In 1949 Desmonde appeared on television as a presenter in Rooftop Rendezvous.
He was a regular panelist and occasional guest host on the original UK version of the television panel game What's My Line? (1951–1962), and appeared in several TV comedies Holiday Camp (1951) with Arthur Askey,
A Flight of Fancy (1952) with Jimmy Young, then a singer working as a comedian, Spectacular (1960)
Before Your Very Eyes (1956–58) with Arthur Askey,

He appeared in Whack-O! (1960) and Bud in 1963 a sitcom with Bud Flanagan and other members of The Crazy Gang.
He also appeared in The Dickie Henderson Show (1963) and episodes of the ITV television series A Question of Happiness (1964), The Plane Makers (1964),
The Villains (1965), No Hiding Place (1965), The Mask of Janus (1965), The Valliant Varneys (1965), Pardon the Expression (1966) and Vendetta (1966).

As a game show host he hosted ATV's Hit The Limit (1956)
and The 64,000 Question (1956) television game shows and in October 1956 Jerry appeared on the front cover of TV Times magazine.

On radio he appeared with Bob Hope on The Bob Hope Show (1951) and (1954)
the CBS radio play The Incredible History of John Shepherd (1954),
and occasionally presented Housewives' Choice on the BBC's Light Programme.

Desmonde continued to appear on the London stage in Where's Charley? (1958), a theatre musical production of the play Charley's Aunt with (Sir) Norman Wisdom, and in the short-lived Belle (1961)
alternatively titled The Ballad of Dr Crippen a music hall musical with George Benson and Rose Hill.
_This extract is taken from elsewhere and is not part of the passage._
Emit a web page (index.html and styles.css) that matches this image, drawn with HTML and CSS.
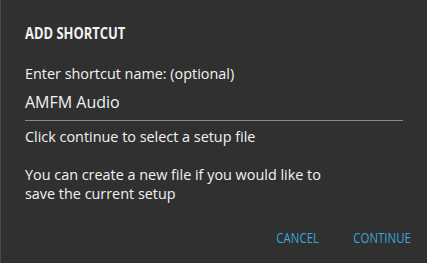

Desmonde was in numerous movies from 1946 to 1965 including several comedies with Norman Wisdom, and starred in several others. The Wisdom films usually involved the gump character (Wisdom) in a junior position to a "straight man" superior, often played by Edward Chapman, and fighting against the unfairness wrought by some "authority figure", often played by Jerry Desmonde.

== Personal life ==
Desmonde was married to actress Peggy Duncan (born Peggy Doreen Edwards) from 1930 until her death in 1966. They had a daughter named Jacqueline and a son named Gerald. After World War II, the family settled in London and Jacqueline later married musician Peter Howes, who was the son of actor Bobby Howes and brother of actress Sally Ann Howes.

== Death ==
On 11 February 1967, having experienced bouts of depression following the death of his wife the previous year, Desmonde took his own life via gas poisoning at his home in the St John's Wood area of London; he was 58 years old. He left an estate valued at £1,388 (approximately £32,232 in 2023). He was cremated at Golders Green Crematorium.

== Stage credits ==
- Belle at the Strand Theatre, London (1961)
- Where's Charley? as Sir Francis Chesney at the Palace Theatre, London (1958)
- The Royal Variety Show (1957)
- The Gay Musical Show at the London Palladium and then the Prince of Wales Theatre with Norman Wisdom (19??)
- Painting the Town a revue with Norman Wisdom at the London Palladium (1955)
- Red-Headed Blonde a farcical comedy at the Vaudeville Theatre, London (1952)
- Out of this World at the London Palladium starring Frankie Howerd (1948)
- Piccadilly Hayride at the Prince of Wales Theatre, London (1946)
- Strike it Again at the Prince of Wales Theatre, London (1944)
- Strike a New Note at the Prince of Wales Theatre, London (1943)
- This Year of Grace on a United States tour then at the Selwyn Theatre, New York (1928) (credited as Jim Sadler).

== Filmography ==

- The Early Bird (1965), as Mr Walter Hunter, managing director of Consolidated Dairies
- Gonks Go Beat (1965), as Great Galaxian, with Kenneth Connor
- The Beauty Jungle (1964) USA: Contest Girl (1966), as "Rose of England" contest organizer
- Stolen Hours (1963) USA: Summer Flight, as a Colonel
- The Switch (1963), as Customs Chief
- A Stitch in Time (1963), as Sir Hector Hardcastle, with Norman Wisdom
- A Kind of Loving (1962), as a TV Compere
- Carry On Regardless (1961), as Martin Paul
- Follow a Star (1959), as Vernon Carew, with Norman Wisdom
- Just My Luck (1957), as a Goodwood racegoer (uncredited), with Norman Wisdom
- A King in New York (1957), as Prime Minister Voudel, with Charlie Chaplin
- Up in the World (1956), as Major Willoughby, with Norman Wisdom
- Ramsbottom Rides Again (1956), as red Indian Blue Eagle in a comedy western with Arthur Askey
- The Angel Who Pawned Her Harp (1956), as Parker
- Man of the Moment (1955), as foreign office minister Jackson, with Norman Wisdom
- The Malta Story (1953), as a general (uncredited)
- Trouble in Store (1953), as store chief Augustus Freeman, with Norman Wisdom
- Alf's Baby (1953) USA: Her Three Bachelors (1954), as Alf Donkin
- The Perfect Woman (1949), as Raymond a dress shop manager
- Cardboard Cavalier (1949), as Colonel Lovelace, with Sid Field
- London Town (1946) USA: My Heart Goes Crazy (1953), as George a golfing instructor, with Sid Field.